= Conversio Virium =

Columbia University BDSM group

Conversio Virium (CV), was one of the oldest university student-run BDSM education groups in the United States. It was the central Columbia University student organization that represented the college's collective population who engage in consensual BDSM and related activities. CV was a not-for-profit group that advocated strongly for freedom of sexual self-expression and was particularly concerned with creating a safe and welcoming environment for young people to explore their interest in alternative sexual practices, especially consensual sexual dominance and submission (D/s). CV participated in many of New York City's sexuality community events alongside similar organizations such as The Eulenspiegel Society.

==History==
In 1994, soon after Conversio Virium's inception, a Columbia University Christian group accused CV of violating its own constitution and as a result the university expelled CV from its grounds. The accusations were eventually proven untrue and CV was reinstated as an official Columbia University student organization. In the process, CV gained many allies from both the BDSM community and elsewhere, including Robert B. Chatelle, board member of the National Writers Union at the time, who wrote to CV offering support.
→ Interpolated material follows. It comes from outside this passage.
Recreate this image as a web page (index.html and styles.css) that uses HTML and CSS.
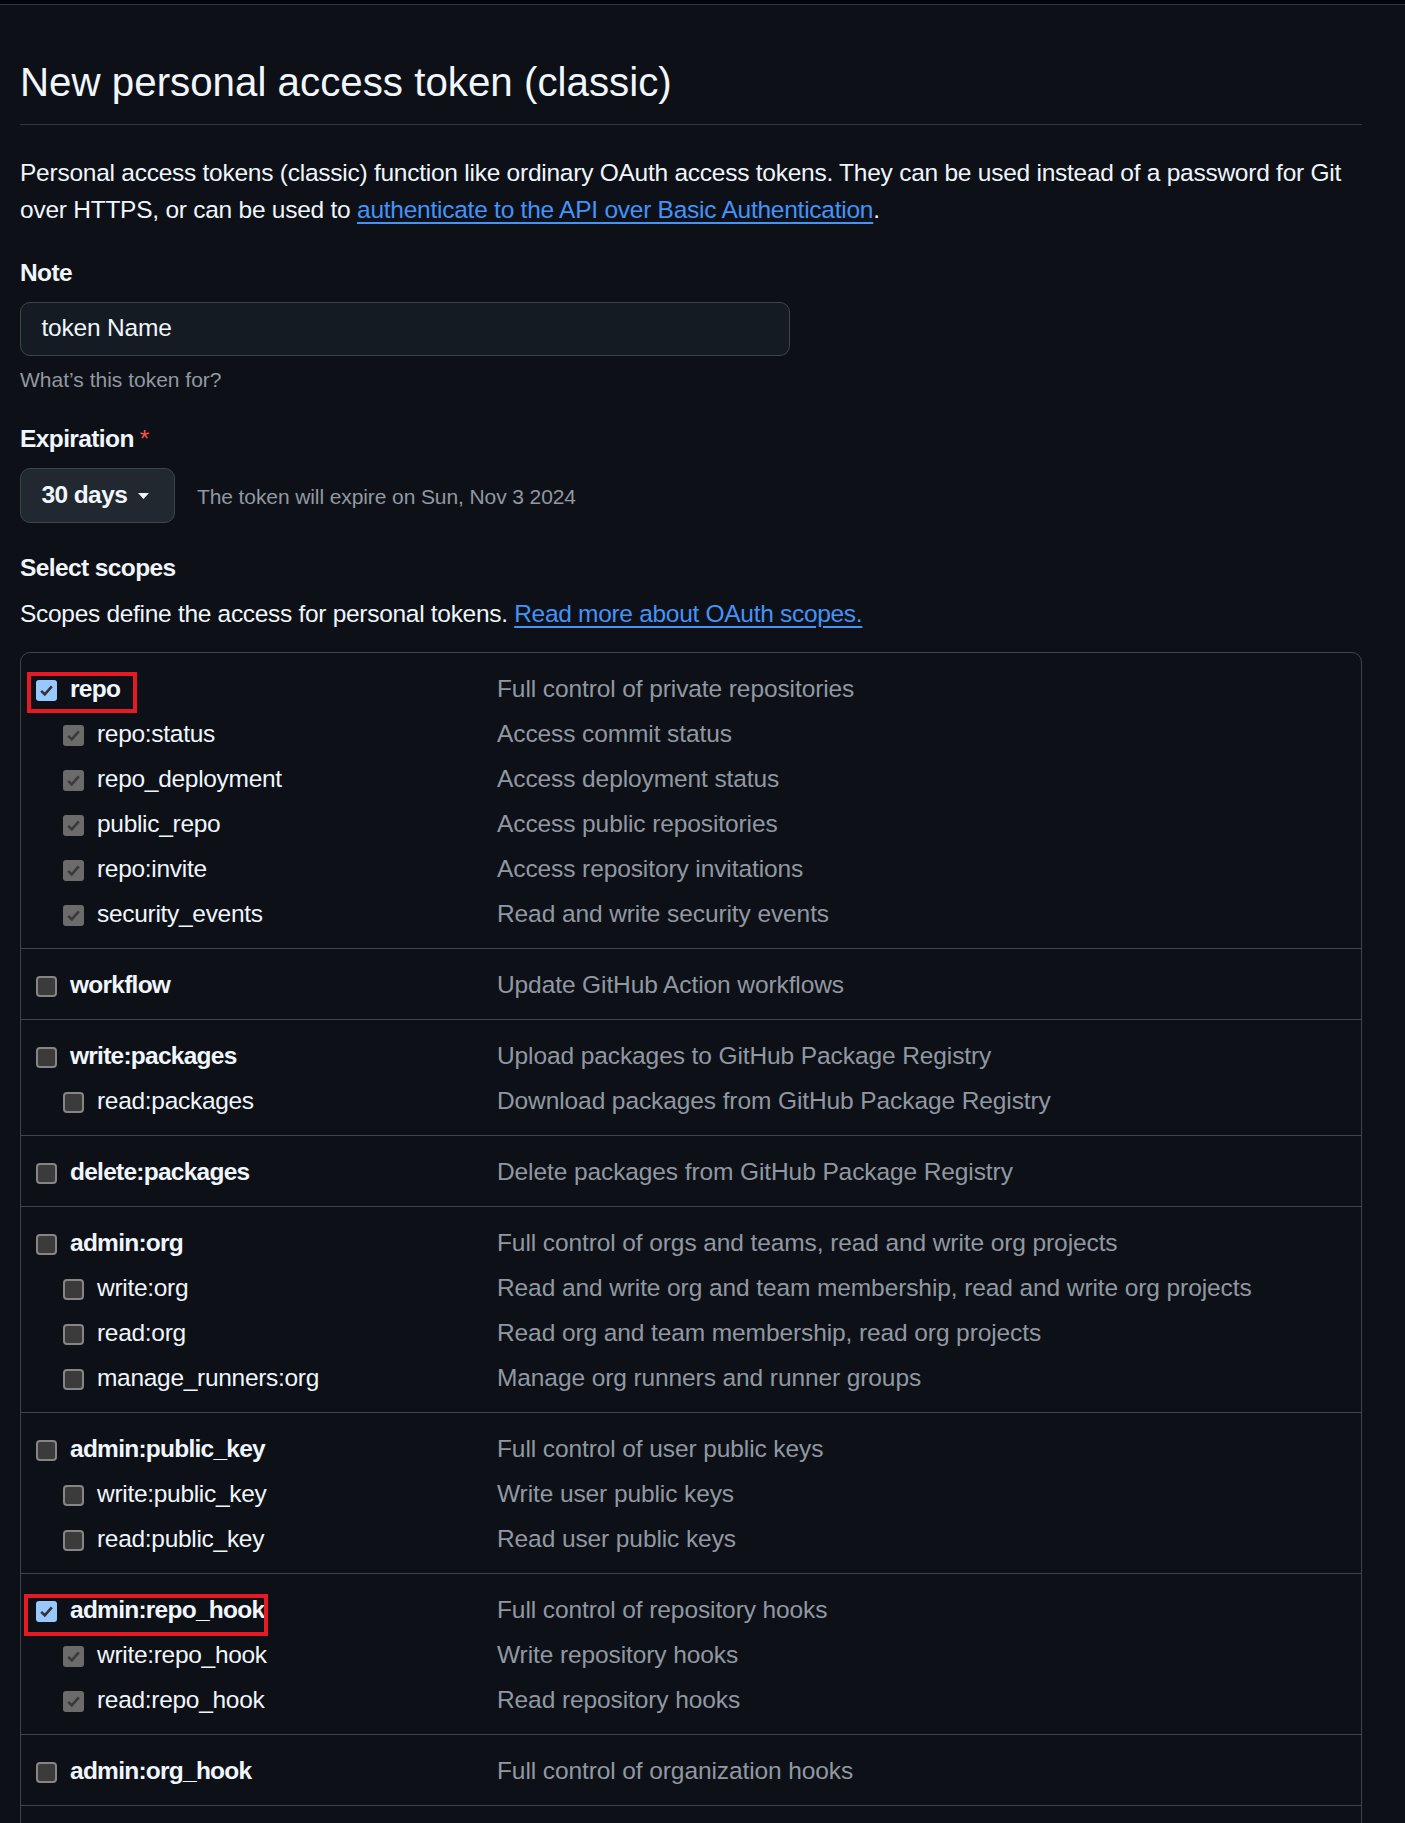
FILE: index.html
```html
<!DOCTYPE html>
<html lang="en">
<head>
<meta charset="utf-8">
<title>New personal access token (classic)</title>
<link rel="stylesheet" href="styles.css">
</head>
<body>
<div class="topbar"></div>
<main class="page">
  <h1 class="title">New personal access token (classic)</h1>
  <p class="intro">Personal access tokens (classic) function like ordinary OAuth access tokens. They can be used instead of a password for Git over HTTPS, or can be used to <a href="#" class="link">authenticate to the API over Basic Authentication</a>.</p>

  <div class="label label-note">Note</div>
  <div class="input">token Name</div>
  <div class="hint">What’s this token for?</div>

  <div class="label label-exp">Expiration<span class="req">*</span></div>
  <div class="exp-row">
    <div class="btn">30 days<svg class="caret" width="11" height="6" viewBox="0 0 11 6"><path d="M0 0 L11 0 L5.5 6 Z" fill="#f0f6fc"/></svg></div>
    <span class="exp-note">The token will expire on Sun, Nov 3 2024</span>
  </div>

  <div class="label label-scopes">Select scopes</div>
  <div class="scopes-text">Scopes define the access for personal tokens. <a href="#" class="link">Read more about OAuth scopes.</a></div>

  <div class="scopes">
    <div class="group">
      <div class="row">
        <div class="lab"><span class="cb on"><svg viewBox="0 0 21 21"><path d="M5.2 10.8 L8.8 14.4 L15.8 6.4" /></svg></span><b>repo</b></div>
        <div class="desc">Full control of private repositories</div>
        <div class="mark mark-repo"></div>
      </div>
      <div class="row sub">
        <div class="lab"><span class="cb dis"><svg viewBox="0 0 21 21"><path d="M5.2 10.8 L8.8 14.4 L15.8 6.4" /></svg></span>repo:status</div>
        <div class="desc">Access commit status</div>
      </div>
      <div class="row sub">
        <div class="lab"><span class="cb dis"><svg viewBox="0 0 21 21"><path d="M5.2 10.8 L8.8 14.4 L15.8 6.4" /></svg></span>repo_deployment</div>
        <div class="desc">Access deployment status</div>
      </div>
      <div class="row sub">
        <div class="lab"><span class="cb dis"><svg viewBox="0 0 21 21"><path d="M5.2 10.8 L8.8 14.4 L15.8 6.4" /></svg></span>public_repo</div>
        <div class="desc">Access public repositories</div>
      </div>
      <div class="row sub">
        <div class="lab"><span class="cb dis"><svg viewBox="0 0 21 21"><path d="M5.2 10.8 L8.8 14.4 L15.8 6.4" /></svg></span>repo:invite</div>
        <div class="desc">Access repository invitations</div>
      </div>
      <div class="row sub">
        <div class="lab"><span class="cb dis"><svg viewBox="0 0 21 21"><path d="M5.2 10.8 L8.8 14.4 L15.8 6.4" /></svg></span>security_events</div>
        <div class="desc">Read and write security events</div>
      </div>
    </div>

    <div class="group">
      <div class="row">
        <div class="lab"><span class="cb"></span><b>workflow</b></div>
        <div class="desc">Update GitHub Action workflows</div>
      </div>
    </div>

    <div class="group">
      <div class="row">
        <div class="lab"><span class="cb"></span><b>write:packages</b></div>
        <div class="desc">Upload packages to GitHub Package Registry</div>
      </div>
      <div class="row sub">
        <div class="lab"><span class="cb"></span>read:packages</div>
        <div class="desc">Download packages from GitHub Package Registry</div>
      </div>
    </div>

    <div class="group">
      <div class="row">
        <div class="lab"><span class="cb"></span><b>delete:packages</b></div>
        <div class="desc">Delete packages from GitHub Package Registry</div>
      </div>
    </div>

    <div class="group">
      <div class="row">
        <div class="lab"><span class="cb"></span><b>admin:org</b></div>
        <div class="desc">Full control of orgs and teams, read and write org projects</div>
      </div>
      <div class="row sub">
        <div class="lab"><span class="cb"></span>write:org</div>
        <div class="desc">Read and write org and team membership, read and write org projects</div>
      </div>
      <div class="row sub">
        <div class="lab"><span class="cb"></span>read:org</div>
        <div class="desc">Read org and team membership, read org projects</div>
      </div>
      <div class="row sub">
        <div class="lab"><span class="cb"></span>manage_runners:org</div>
        <div class="desc">Manage org runners and runner groups</div>
      </div>
    </div>

    <div class="group">
      <div class="row">
        <div class="lab"><span class="cb"></span><b>admin:public_key</b></div>
        <div class="desc">Full control of user public keys</div>
      </div>
      <div class="row sub">
        <div class="lab"><span class="cb"></span>write:public_key</div>
        <div class="desc">Write user public keys</div>
      </div>
      <div class="row sub">
        <div class="lab"><span class="cb"></span>read:public_key</div>
        <div class="desc">Read user public keys</div>
      </div>
    </div>

    <div class="group">
      <div class="row">
        <div class="lab"><span class="cb on"><svg viewBox="0 0 21 21"><path d="M5.2 10.8 L8.8 14.4 L15.8 6.4" /></svg></span><b>admin:repo_hook</b></div>
        <div class="desc">Full control of repository hooks</div>
        <div class="mark mark-hook"></div>
      </div>
      <div class="row sub">
        <div class="lab"><span class="cb dis"><svg viewBox="0 0 21 21"><path d="M5.2 10.8 L8.8 14.4 L15.8 6.4" /></svg></span>write:repo_hook</div>
        <div class="desc">Write repository hooks</div>
      </div>
      <div class="row sub">
        <div class="lab"><span class="cb dis"><svg viewBox="0 0 21 21"><path d="M5.2 10.8 L8.8 14.4 L15.8 6.4" /></svg></span>read:repo_hook</div>
        <div class="desc">Read repository hooks</div>
      </div>
    </div>

    <div class="group">
      <div class="row">
        <div class="lab"><span class="cb"></span><b>admin:org_hook</b></div>
        <div class="desc">Full control of organization hooks</div>
      </div>
    </div>

    <div class="group">
      <div class="row">
        <div class="lab"><span class="cb"></span><b>gist</b></div>
        <div class="desc">Create gists</div>
      </div>
    </div>
  </div>
</main>
</body>
</html>
```

FILE: styles.css
```css
* { box-sizing: border-box; }

html, body {
  margin: 0;
  padding: 0;
  background: #0d1117;
}

body {
  font-family: "Liberation Sans", Arial, sans-serif;
  font-size: 24.5px;
  line-height: 36.75px;
  color: #f0f6fc;
}

.topbar {
  height: 5px;
  background: #010409;
  border-bottom: 1px solid #30363d;
}

.page {
  width: 1362px;
  padding-left: 20px;
  padding-bottom: 40px;
}

.title {
  margin: 53px 0 0;
  font-size: 40.3px;
  line-height: 50px;
  font-weight: 400;
  padding-bottom: 16px;
  border-bottom: 1px solid #30363d;
}

.intro {
  margin: 30px 0 0;
  letter-spacing: -0.25px;
}

.link {
  color: #4493f8;
  text-decoration: underline;
  text-underline-offset: 4px;
}

.label {
  font-weight: 700;
  letter-spacing: -0.6px;
}

.label-note { margin-top: 26.5px; }
.label-exp { margin-top: 25.5px; }
.label-scopes { margin-top: 27px; }

.req {
  color: #f85149;
  margin-left: 6px;
  font-weight: 400;
}

.input {
  margin-top: 10px;
  width: 770px;
  height: 54px;
  border: 1px solid #3d444d;
  border-radius: 10px;
  background: #151b23;
  padding: 0 20.5px;
  display: flex;
  align-items: center;
  letter-spacing: -0.2px;
}

.hint {
  margin-top: 8px;
  font-size: 21px;
  line-height: 31.5px;
  color: #9198a1;
}

.exp-row {
  margin-top: 10.5px;
  display: flex;
  align-items: center;
  gap: 22px;
}

.btn {
  height: 55px;
  width: 155px;
  border: 1px solid #3d444d;
  border-radius: 10px;
  background: #212830;
  padding: 0 0 0 20.5px;
  display: flex;
  align-items: center;
  gap: 11px;
  font-weight: 700;
  letter-spacing: -0.6px;
}

.caret { display: block; margin-top: 1px; }

.exp-note {
  font-size: 21px;
  line-height: 31.5px;
  color: #9198a1;
  margin-top: 2px;
  letter-spacing: -0.1px;
}

.scopes-text {
  margin-top: 9px;
  letter-spacing: -0.3px;
}

.scopes {
  margin-top: 19.5px;
  width: 1342px;
  border: 1px solid #3d444d;
  border-radius: 10px;
}

.group {
  padding: 13.5px 0 11.5px;
}

.group + .group {
  border-top: 1px solid #3d444d;
}

.row {
  position: relative;
  height: 45px;
  display: flex;
  align-items: center;
}

.lab {
  width: 476px;
  flex: none;
  padding-left: 15px;
  display: flex;
  align-items: center;
  letter-spacing: -0.3px;
}

.row.sub .lab {
  padding-left: 42px;
}

.lab b {
  font-weight: 700;
  letter-spacing: -0.75px;
}

.desc {
  color: #9198a1;
  letter-spacing: -0.1px;
}

.cb {
  flex: none;
  width: 21px;
  height: 21px;
  margin-right: 13px;
  margin-top: 2px;
  border-radius: 4px;
  background: #3b3b3b;
  border: 2px solid #858585;
}

.cb svg {
  display: block;
  width: 21px;
  height: 21px;
}

.cb path {
  fill: none;
  stroke: #333333;
  stroke-width: 2.6;
}

.cb.on {
  background: #99c8ff;
  border: 0;
  border-radius: 3px;
}

.cb.dis {
  background: #6b6b6b;
  border: 0;
  border-radius: 3px;
}

.cb.dis path { stroke: #3a3a3a; }

.mark {
  position: absolute;
  border: 4px solid #e51a22;
}

.mark-repo {
  left: 6px;
  top: 5.5px;
  width: 110px;
  height: 41px;
}

.mark-hook {
  left: 3px;
  top: 6.5px;
  width: 244px;
  height: 42px;
}
```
In 2007, Conversio Virium made national television headlines when Fox News invited Ann Coulter to comment on an article published in the New York Daily News about the university's sex clubs called Wild Sex 101, in which the club and the university was criticized.

Conversio Virium's records are housed at the Leather Archives & Museum in Chicago.

In 2018 the club folded, before being revived in 2023. As of December 4, 2025, Conversio Virium is not listed on Columbia University's website as an existing student group.